# Start of Information shown

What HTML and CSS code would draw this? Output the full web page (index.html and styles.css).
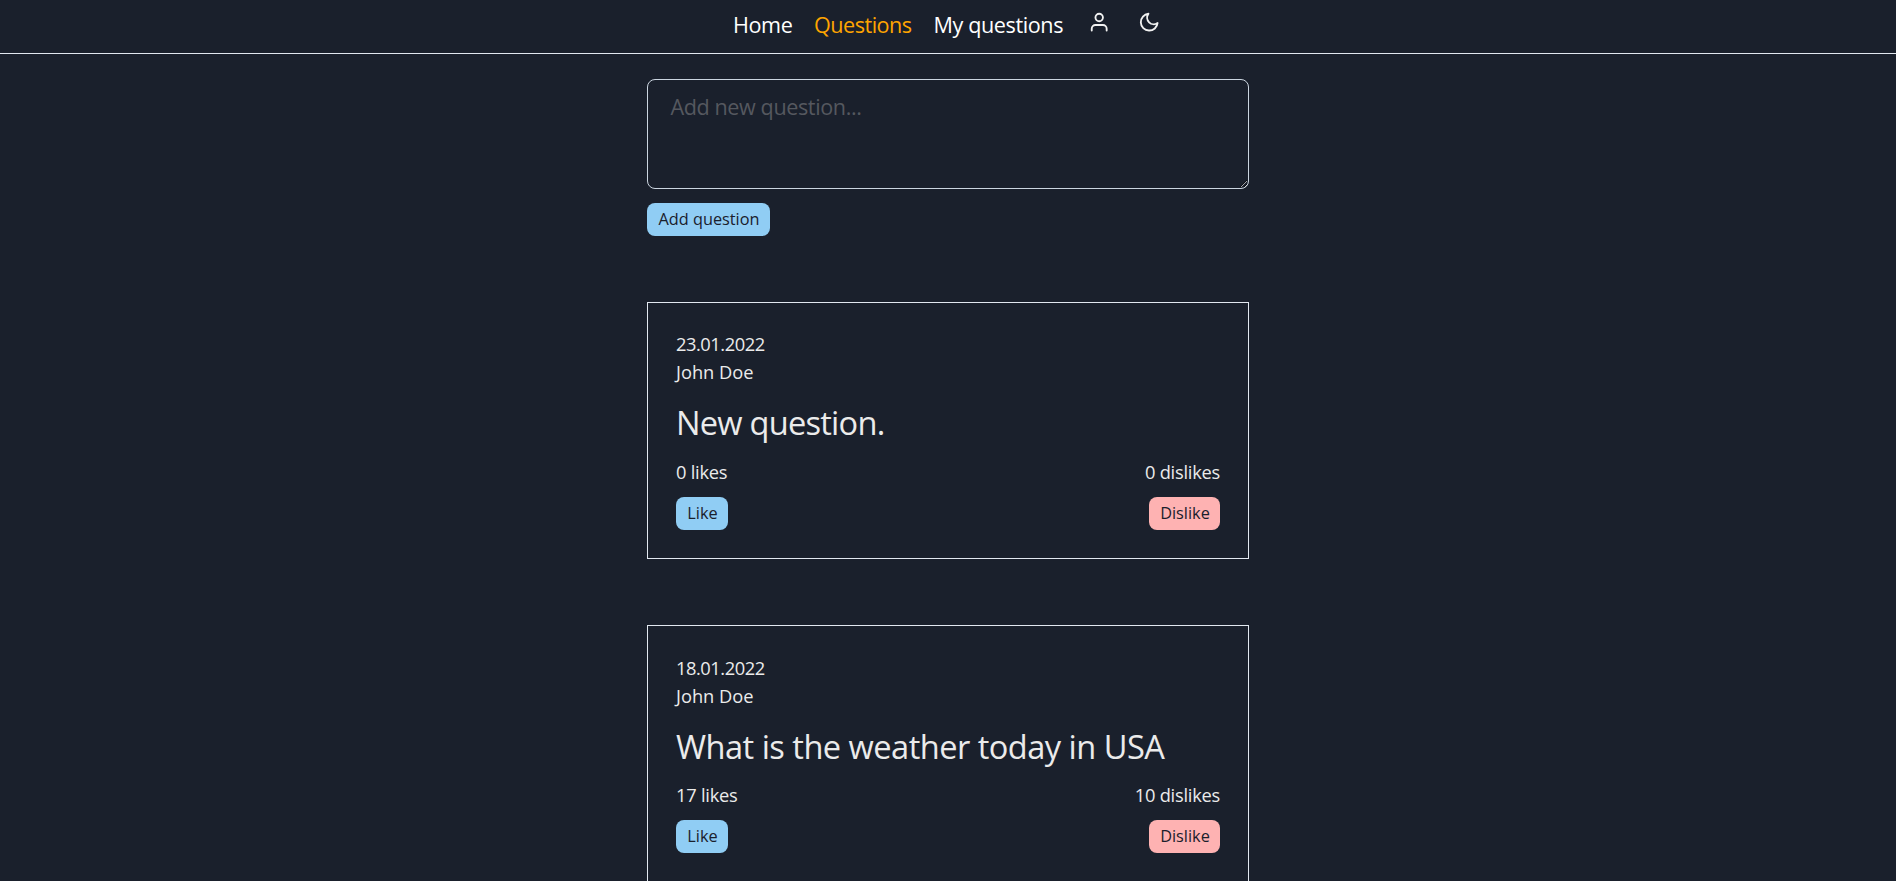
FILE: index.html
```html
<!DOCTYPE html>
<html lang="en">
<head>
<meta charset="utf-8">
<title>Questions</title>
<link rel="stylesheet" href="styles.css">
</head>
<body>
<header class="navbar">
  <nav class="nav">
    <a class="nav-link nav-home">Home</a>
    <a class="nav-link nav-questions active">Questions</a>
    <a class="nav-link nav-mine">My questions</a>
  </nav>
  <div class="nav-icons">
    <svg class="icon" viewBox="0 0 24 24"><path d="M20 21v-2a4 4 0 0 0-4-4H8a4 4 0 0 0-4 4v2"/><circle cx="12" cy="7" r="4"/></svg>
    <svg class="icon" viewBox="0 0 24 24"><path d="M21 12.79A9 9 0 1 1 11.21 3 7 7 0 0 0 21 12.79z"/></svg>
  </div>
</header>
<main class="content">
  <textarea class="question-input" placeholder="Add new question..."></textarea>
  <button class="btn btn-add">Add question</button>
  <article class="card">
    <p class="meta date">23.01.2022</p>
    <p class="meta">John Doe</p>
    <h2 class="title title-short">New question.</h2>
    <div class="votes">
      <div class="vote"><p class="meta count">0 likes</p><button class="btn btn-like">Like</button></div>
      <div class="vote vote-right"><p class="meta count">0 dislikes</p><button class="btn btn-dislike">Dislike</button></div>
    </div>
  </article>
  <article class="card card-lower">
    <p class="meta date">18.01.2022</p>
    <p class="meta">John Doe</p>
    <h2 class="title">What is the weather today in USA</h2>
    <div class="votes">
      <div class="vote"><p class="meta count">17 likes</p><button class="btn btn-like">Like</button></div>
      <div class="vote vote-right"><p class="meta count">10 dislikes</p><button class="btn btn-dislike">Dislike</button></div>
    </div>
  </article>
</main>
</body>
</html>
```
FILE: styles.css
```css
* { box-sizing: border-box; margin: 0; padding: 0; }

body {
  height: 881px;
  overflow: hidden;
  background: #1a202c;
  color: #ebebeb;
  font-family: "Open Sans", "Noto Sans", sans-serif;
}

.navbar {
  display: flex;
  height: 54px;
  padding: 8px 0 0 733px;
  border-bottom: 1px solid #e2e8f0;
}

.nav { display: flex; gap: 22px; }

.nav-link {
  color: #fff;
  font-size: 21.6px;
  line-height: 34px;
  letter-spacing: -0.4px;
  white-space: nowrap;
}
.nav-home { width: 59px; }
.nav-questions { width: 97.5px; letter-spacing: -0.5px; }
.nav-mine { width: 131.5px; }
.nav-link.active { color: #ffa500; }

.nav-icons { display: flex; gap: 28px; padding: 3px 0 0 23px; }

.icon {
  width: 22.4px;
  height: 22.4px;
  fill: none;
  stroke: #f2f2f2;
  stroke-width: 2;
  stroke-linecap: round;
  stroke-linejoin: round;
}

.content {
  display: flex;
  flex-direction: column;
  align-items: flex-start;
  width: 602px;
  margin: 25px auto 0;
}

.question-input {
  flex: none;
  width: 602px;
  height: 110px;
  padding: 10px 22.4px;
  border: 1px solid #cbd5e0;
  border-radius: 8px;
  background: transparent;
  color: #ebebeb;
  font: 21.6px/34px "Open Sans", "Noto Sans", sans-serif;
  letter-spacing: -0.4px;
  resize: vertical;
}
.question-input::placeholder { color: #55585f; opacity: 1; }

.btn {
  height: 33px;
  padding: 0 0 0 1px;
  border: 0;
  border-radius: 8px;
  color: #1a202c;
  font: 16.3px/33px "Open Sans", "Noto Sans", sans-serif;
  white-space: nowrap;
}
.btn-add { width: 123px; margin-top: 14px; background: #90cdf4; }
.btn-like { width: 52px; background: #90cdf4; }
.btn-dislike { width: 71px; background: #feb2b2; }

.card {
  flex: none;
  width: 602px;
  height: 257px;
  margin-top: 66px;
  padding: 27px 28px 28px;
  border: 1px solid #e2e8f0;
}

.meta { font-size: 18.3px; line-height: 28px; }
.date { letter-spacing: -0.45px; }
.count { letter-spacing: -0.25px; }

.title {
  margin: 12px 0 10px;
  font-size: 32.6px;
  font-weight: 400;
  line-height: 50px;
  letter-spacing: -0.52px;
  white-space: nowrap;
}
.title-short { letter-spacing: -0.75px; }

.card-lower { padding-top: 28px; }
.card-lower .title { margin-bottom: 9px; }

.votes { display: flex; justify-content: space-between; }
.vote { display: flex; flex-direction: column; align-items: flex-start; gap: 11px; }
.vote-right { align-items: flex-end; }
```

# End of Information shown

### To be done
Give the count of lines holding the word "styles" and nothing more.

### Output for this exercise
3